Give the records back in full, exactly as they read.

* begin Entries provided *

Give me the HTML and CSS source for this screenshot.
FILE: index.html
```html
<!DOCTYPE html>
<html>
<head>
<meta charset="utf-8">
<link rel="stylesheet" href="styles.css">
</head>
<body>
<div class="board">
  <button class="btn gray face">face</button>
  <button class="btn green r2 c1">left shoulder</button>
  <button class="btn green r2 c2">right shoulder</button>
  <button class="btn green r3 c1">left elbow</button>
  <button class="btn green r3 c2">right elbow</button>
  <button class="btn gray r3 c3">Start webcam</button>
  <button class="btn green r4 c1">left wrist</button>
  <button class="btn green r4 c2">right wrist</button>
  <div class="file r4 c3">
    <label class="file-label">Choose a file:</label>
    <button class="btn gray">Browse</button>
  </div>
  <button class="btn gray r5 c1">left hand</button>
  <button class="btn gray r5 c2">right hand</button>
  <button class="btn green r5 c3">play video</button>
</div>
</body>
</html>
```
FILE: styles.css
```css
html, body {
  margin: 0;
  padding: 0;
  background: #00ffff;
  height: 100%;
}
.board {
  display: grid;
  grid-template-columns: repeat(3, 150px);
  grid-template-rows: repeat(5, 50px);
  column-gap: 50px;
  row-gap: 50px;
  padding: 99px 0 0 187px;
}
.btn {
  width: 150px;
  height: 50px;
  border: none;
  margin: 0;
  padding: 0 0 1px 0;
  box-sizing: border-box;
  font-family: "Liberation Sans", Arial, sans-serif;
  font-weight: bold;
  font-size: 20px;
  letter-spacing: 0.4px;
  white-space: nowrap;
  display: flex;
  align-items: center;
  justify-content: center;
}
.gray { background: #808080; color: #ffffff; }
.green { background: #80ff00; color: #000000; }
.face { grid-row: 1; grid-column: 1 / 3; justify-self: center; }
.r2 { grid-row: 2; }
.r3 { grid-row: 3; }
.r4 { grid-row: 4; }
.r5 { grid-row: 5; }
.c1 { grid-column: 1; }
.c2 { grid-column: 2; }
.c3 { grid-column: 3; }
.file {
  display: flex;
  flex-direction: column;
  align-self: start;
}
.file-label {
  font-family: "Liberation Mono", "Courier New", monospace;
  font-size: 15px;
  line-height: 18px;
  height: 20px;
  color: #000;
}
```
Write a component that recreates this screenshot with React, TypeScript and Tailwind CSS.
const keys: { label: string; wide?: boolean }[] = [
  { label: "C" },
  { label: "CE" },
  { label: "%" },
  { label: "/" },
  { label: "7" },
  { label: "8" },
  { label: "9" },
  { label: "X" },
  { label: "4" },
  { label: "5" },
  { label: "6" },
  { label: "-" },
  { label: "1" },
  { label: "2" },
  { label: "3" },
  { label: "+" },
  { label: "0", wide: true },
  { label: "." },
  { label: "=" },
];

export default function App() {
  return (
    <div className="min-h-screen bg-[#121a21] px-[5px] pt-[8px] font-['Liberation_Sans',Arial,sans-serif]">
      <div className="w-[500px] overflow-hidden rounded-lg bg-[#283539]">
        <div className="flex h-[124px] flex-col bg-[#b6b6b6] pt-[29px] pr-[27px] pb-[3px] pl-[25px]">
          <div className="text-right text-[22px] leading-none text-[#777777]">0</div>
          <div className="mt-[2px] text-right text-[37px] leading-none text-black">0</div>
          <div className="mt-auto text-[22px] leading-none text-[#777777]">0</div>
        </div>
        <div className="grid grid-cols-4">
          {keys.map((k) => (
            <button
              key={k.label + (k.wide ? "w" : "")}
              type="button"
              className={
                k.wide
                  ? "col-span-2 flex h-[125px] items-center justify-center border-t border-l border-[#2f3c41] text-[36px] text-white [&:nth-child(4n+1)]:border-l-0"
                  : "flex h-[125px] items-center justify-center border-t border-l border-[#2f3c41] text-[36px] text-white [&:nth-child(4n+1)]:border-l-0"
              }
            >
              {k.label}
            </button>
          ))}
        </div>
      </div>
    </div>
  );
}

* end Entries provided *

[Exercise result]:
Give me the HTML and CSS source for this screenshot.
FILE: index.html
```html
<!DOCTYPE html>
<html>
<head>
<meta charset="utf-8">
<link rel="stylesheet" href="styles.css">
</head>
<body>
<div class="board">
  <button class="btn gray face">face</button>
  <button class="btn green r2 c1">left shoulder</button>
  <button class="btn green r2 c2">right shoulder</button>
  <button class="btn green r3 c1">left elbow</button>
  <button class="btn green r3 c2">right elbow</button>
  <button class="btn gray r3 c3">Start webcam</button>
  <button class="btn green r4 c1">left wrist</button>
  <button class="btn green r4 c2">right wrist</button>
  <div class="file r4 c3">
    <label class="file-label">Choose a file:</label>
    <button class="btn gray">Browse</button>
  </div>
  <button class="btn gray r5 c1">left hand</button>
  <button class="btn gray r5 c2">right hand</button>
  <button class="btn green r5 c3">play video</button>
</div>
</body>
</html>
```
FILE: styles.css
```css
html, body {
  margin: 0;
  padding: 0;
  background: #00ffff;
  height: 100%;
}
.board {
  display: grid;
  grid-template-columns: repeat(3, 150px);
  grid-template-rows: repeat(5, 50px);
  column-gap: 50px;
  row-gap: 50px;
  padding: 99px 0 0 187px;
}
.btn {
  width: 150px;
  height: 50px;
  border: none;
  margin: 0;
  padding: 0 0 1px 0;
  box-sizing: border-box;
  font-family: "Liberation Sans", Arial, sans-serif;
  font-weight: bold;
  font-size: 20px;
  letter-spacing: 0.4px;
  white-space: nowrap;
  display: flex;
  align-items: center;
  justify-content: center;
}
.gray { background: #808080; color: #ffffff; }
.green { background: #80ff00; color: #000000; }
.face { grid-row: 1; grid-column: 1 / 3; justify-self: center; }
.r2 { grid-row: 2; }
.r3 { grid-row: 3; }
.r4 { grid-row: 4; }
.r5 { grid-row: 5; }
.c1 { grid-column: 1; }
.c2 { grid-column: 2; }
.c3 { grid-column: 3; }
.file {
  display: flex;
  flex-direction: column;
  align-self: start;
}
.file-label {
  font-family: "Liberation Mono", "Courier New", monospace;
  font-size: 15px;
  line-height: 18px;
  height: 20px;
  color: #000;
}
```
Write a component that recreates this screenshot with React, TypeScript and Tailwind CSS.
const keys: { label: string; wide?: boolean }[] = [
  { label: "C" },
  { label: "CE" },
  { label: "%" },
  { label: "/" },
  { label: "7" },
  { label: "8" },
  { label: "9" },
  { label: "X" },
  { label: "4" },
  { label: "5" },
  { label: "6" },
  { label: "-" },
  { label: "1" },
  { label: "2" },
  { label: "3" },
  { label: "+" },
  { label: "0", wide: true },
  { label: "." },
  { label: "=" },
];

export default function App() {
  return (
    <div className="min-h-screen bg-[#121a21] px-[5px] pt-[8px] font-['Liberation_Sans',Arial,sans-serif]">
      <div className="w-[500px] overflow-hidden rounded-lg bg-[#283539]">
        <div className="flex h-[124px] flex-col bg-[#b6b6b6] pt-[29px] pr-[27px] pb-[3px] pl-[25px]">
          <div className="text-right text-[22px] leading-none text-[#777777]">0</div>
          <div className="mt-[2px] text-right text-[37px] leading-none text-black">0</div>
          <div className="mt-auto text-[22px] leading-none text-[#777777]">0</div>
        </div>
        <div className="grid grid-cols-4">
          {keys.map((k) => (
            <button
              key={k.label + (k.wide ? "w" : "")}
              type="button"
              className={
                k.wide
                  ? "col-span-2 flex h-[125px] items-center justify-center border-t border-l border-[#2f3c41] text-[36px] text-white [&:nth-child(4n+1)]:border-l-0"
                  : "flex h-[125px] items-center justify-center border-t border-l border-[#2f3c41] text-[36px] text-white [&:nth-child(4n+1)]:border-l-0"
              }
            >
              {k.label}
            </button>
          ))}
        </div>
      </div>
    </div>
  );
}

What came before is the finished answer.